*Your instructions*.
Copy out the data below as written; omit any images.

*Source material*.
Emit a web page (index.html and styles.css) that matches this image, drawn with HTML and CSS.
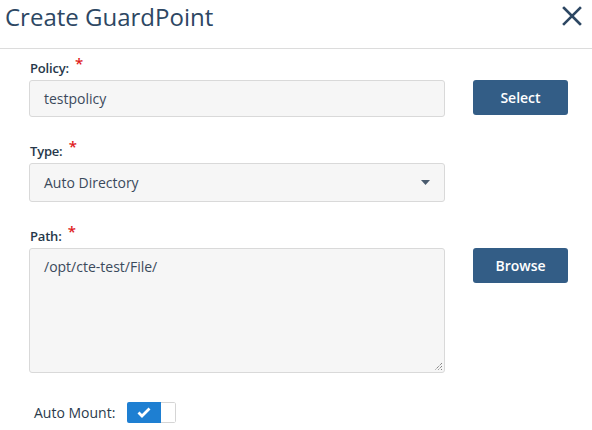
FILE: index.html
```html
<!DOCTYPE html>
<html>
<head>
<meta charset="utf-8">
<link rel="stylesheet" href="styles.css">
</head>
<body>
<div class="dialog">
  <header class="head">
    <h1 class="title">Create GuardPoint</h1>
    <button class="close" aria-label="Close">
      <svg width="20" height="20" viewBox="0 0 20 20"><path d="M2 2 L18 18 M18 2 L2 18" stroke="#2d4763" stroke-width="2.6" stroke-linecap="square"/></svg>
    </button>
  </header>
  <div class="body">
    <div class="field">
      <label class="label">Policy: <span class="req">*</span></label>
      <div class="row">
        <div class="input">testpolicy</div>
        <button class="btn">Select</button>
      </div>
    </div>
    <div class="field">
      <label class="label">Type: <span class="req">*</span></label>
      <div class="row">
        <div class="input select">Auto Directory
          <svg class="caret" width="9" height="5" viewBox="0 0 9 5"><path d="M0 0 H9 L4.5 5 Z" fill="#4a5b6e"/></svg>
        </div>
      </div>
    </div>
    <div class="field">
      <label class="label">Path: <span class="req">*</span></label>
      <div class="row">
        <div class="input area">/opt/cte-test/File/
          <svg class="grip" width="9" height="9" viewBox="0 0 9 9"><path d="M8 1 L1 8 M8 4 L4 8 M8 7 L7 8" stroke="#555" stroke-width="1" stroke-dasharray="1 1"/></svg>
        </div>
        <button class="btn">Browse</button>
      </div>
    </div>
    <div class="mount">
      <span class="mlabel">Auto Mount:</span>
      <span class="toggle">
        <span class="on">
          <svg width="14" height="11" viewBox="0 0 14 11"><path d="M1.5 5.5 L5 9 L12.5 1.5" fill="none" stroke="#fff" stroke-width="2.8"/></svg>
        </span>
        <span class="knob"></span>
      </span>
    </div>
  </div>
</div>
</body>
</html>
```
FILE: styles.css
```css
* { box-sizing: border-box; }
body {
  margin: 0;
  background: #fff;
  font-family: "Open Sans", "Noto Sans", sans-serif;
  color: #2b3b4c;
}
.dialog { width: 592px; height: 430px; overflow: hidden; }
.head {
  display: flex;
  justify-content: space-between;
  align-items: center;
  height: 49px;
  padding: 0 10px 2px 5px;
  border-bottom: 1px solid #dcdcdc;
}
.title {
  margin: 0;
  font-size: 24px;
  font-weight: 400;
  color: #2d4763;
  line-height: 30px;
  margin-top: -12px;
}
.close {
  border: 0;
  background: none;
  padding: 0;
  width: 20px;
  height: 20px;
  margin-top: -15px;
}
.body { padding: 10px 0 0 29px; }
.field { margin-bottom: 25px; }
.label {
  display: block;
  font-size: 13px;
  line-height: 18px;
  height: 18px;
  font-weight: 600;
  color: #26384a;
  padding-left: 1px;
  margin-bottom: 3px;
  letter-spacing: -0.2px;
}
.req { color: #e01b1b; font-size: 15px; line-height: 0; position: relative; top: -4px; margin-left: 3px; }
.row { display: flex; align-items: flex-start; gap: 28px; }
.input {
  width: 416px;
  height: 37px;
  background: #f6f6f6;
  border: 1px solid #d9d9d9;
  border-radius: 3px;
  padding: 0 14px;
  font-size: 14px;
  line-height: 35px;
  color: #3b4a5c;
  position: relative;
}
.select { height: 39px; line-height: 37px; }
.caret { position: absolute; right: 14px; top: 16px; }
.area { height: 125px; line-height: 36px; }
.grip { position: absolute; right: 1px; bottom: 1px; }
.btn {
  width: 95px;
  height: 35px;
  border: 0;
  border-radius: 3px;
  background: #335d86;
  color: #fff;
  font-family: "Open Sans", sans-serif;
  font-weight: 600;
  font-size: 14px;
  padding: 0;
}
.mount { display: flex; align-items: center; padding-left: 5px; margin-top: 29px; }
.mlabel { font-size: 14px; color: #2b3b4c; margin-right: 12px; }
.toggle {
  display: inline-flex;
  width: 49px;
  height: 21px;
  border-radius: 2px;
  overflow: hidden;
}
.on {
  width: 34px;
  background: #1e7fd2;
  display: flex;
  align-items: center;
  justify-content: center;
}
.knob {
  width: 15px;
  background: #fff;
  border: 1px solid #d5d5d5;
  border-left: 0;
  border-radius: 0 2px 2px 0;
}
```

*Problem solution*.
Emit a web page (index.html and styles.css) that matches this image, drawn with HTML and CSS.
FILE: index.html
```html
<!DOCTYPE html>
<html>
<head>
<meta charset="utf-8">
<link rel="stylesheet" href="styles.css">
</head>
<body>
<div class="dialog">
  <header class="head">
    <h1 class="title">Create GuardPoint</h1>
    <button class="close" aria-label="Close">
      <svg width="20" height="20" viewBox="0 0 20 20"><path d="M2 2 L18 18 M18 2 L2 18" stroke="#2d4763" stroke-width="2.6" stroke-linecap="square"/></svg>
    </button>
  </header>
  <div class="body">
    <div class="field">
      <label class="label">Policy: <span class="req">*</span></label>
      <div class="row">
        <div class="input">testpolicy</div>
        <button class="btn">Select</button>
      </div>
    </div>
    <div class="field">
      <label class="label">Type: <span class="req">*</span></label>
      <div class="row">
        <div class="input select">Auto Directory
          <svg class="caret" width="9" height="5" viewBox="0 0 9 5"><path d="M0 0 H9 L4.5 5 Z" fill="#4a5b6e"/></svg>
        </div>
      </div>
    </div>
    <div class="field">
      <label class="label">Path: <span class="req">*</span></label>
      <div class="row">
        <div class="input area">/opt/cte-test/File/
          <svg class="grip" width="9" height="9" viewBox="0 0 9 9"><path d="M8 1 L1 8 M8 4 L4 8 M8 7 L7 8" stroke="#555" stroke-width="1" stroke-dasharray="1 1"/></svg>
        </div>
        <button class="btn">Browse</button>
      </div>
    </div>
    <div class="mount">
      <span class="mlabel">Auto Mount:</span>
      <span class="toggle">
        <span class="on">
          <svg width="14" height="11" viewBox="0 0 14 11"><path d="M1.5 5.5 L5 9 L12.5 1.5" fill="none" stroke="#fff" stroke-width="2.8"/></svg>
        </span>
        <span class="knob"></span>
      </span>
    </div>
  </div>
</div>
</body>
</html>
```
FILE: styles.css
```css
* { box-sizing: border-box; }
body {
  margin: 0;
  background: #fff;
  font-family: "Open Sans", "Noto Sans", sans-serif;
  color: #2b3b4c;
}
.dialog { width: 592px; height: 430px; overflow: hidden; }
.head {
  display: flex;
  justify-content: space-between;
  align-items: center;
  height: 49px;
  padding: 0 10px 2px 5px;
  border-bottom: 1px solid #dcdcdc;
}
.title {
  margin: 0;
  font-size: 24px;
  font-weight: 400;
  color: #2d4763;
  line-height: 30px;
  margin-top: -12px;
}
.close {
  border: 0;
  background: none;
  padding: 0;
  width: 20px;
  height: 20px;
  margin-top: -15px;
}
.body { padding: 10px 0 0 29px; }
.field { margin-bottom: 25px; }
.label {
  display: block;
  font-size: 13px;
  line-height: 18px;
  height: 18px;
  font-weight: 600;
  color: #26384a;
  padding-left: 1px;
  margin-bottom: 3px;
  letter-spacing: -0.2px;
}
.req { color: #e01b1b; font-size: 15px; line-height: 0; position: relative; top: -4px; margin-left: 3px; }
.row { display: flex; align-items: flex-start; gap: 28px; }
.input {
  width: 416px;
  height: 37px;
  background: #f6f6f6;
  border: 1px solid #d9d9d9;
  border-radius: 3px;
  padding: 0 14px;
  font-size: 14px;
  line-height: 35px;
  color: #3b4a5c;
  position: relative;
}
.select { height: 39px; line-height: 37px; }
.caret { position: absolute; right: 14px; top: 16px; }
.area { height: 125px; line-height: 36px; }
.grip { position: absolute; right: 1px; bottom: 1px; }
.btn {
  width: 95px;
  height: 35px;
  border: 0;
  border-radius: 3px;
  background: #335d86;
  color: #fff;
  font-family: "Open Sans", sans-serif;
  font-weight: 600;
  font-size: 14px;
  padding: 0;
}
.mount { display: flex; align-items: center; padding-left: 5px; margin-top: 29px; }
.mlabel { font-size: 14px; color: #2b3b4c; margin-right: 12px; }
.toggle {
  display: inline-flex;
  width: 49px;
  height: 21px;
  border-radius: 2px;
  overflow: hidden;
}
.on {
  width: 34px;
  background: #1e7fd2;
  display: flex;
  align-items: center;
  justify-content: center;
}
.knob {
  width: 15px;
  background: #fff;
  border: 1px solid #d5d5d5;
  border-left: 0;
  border-radius: 0 2px 2px 0;
}
```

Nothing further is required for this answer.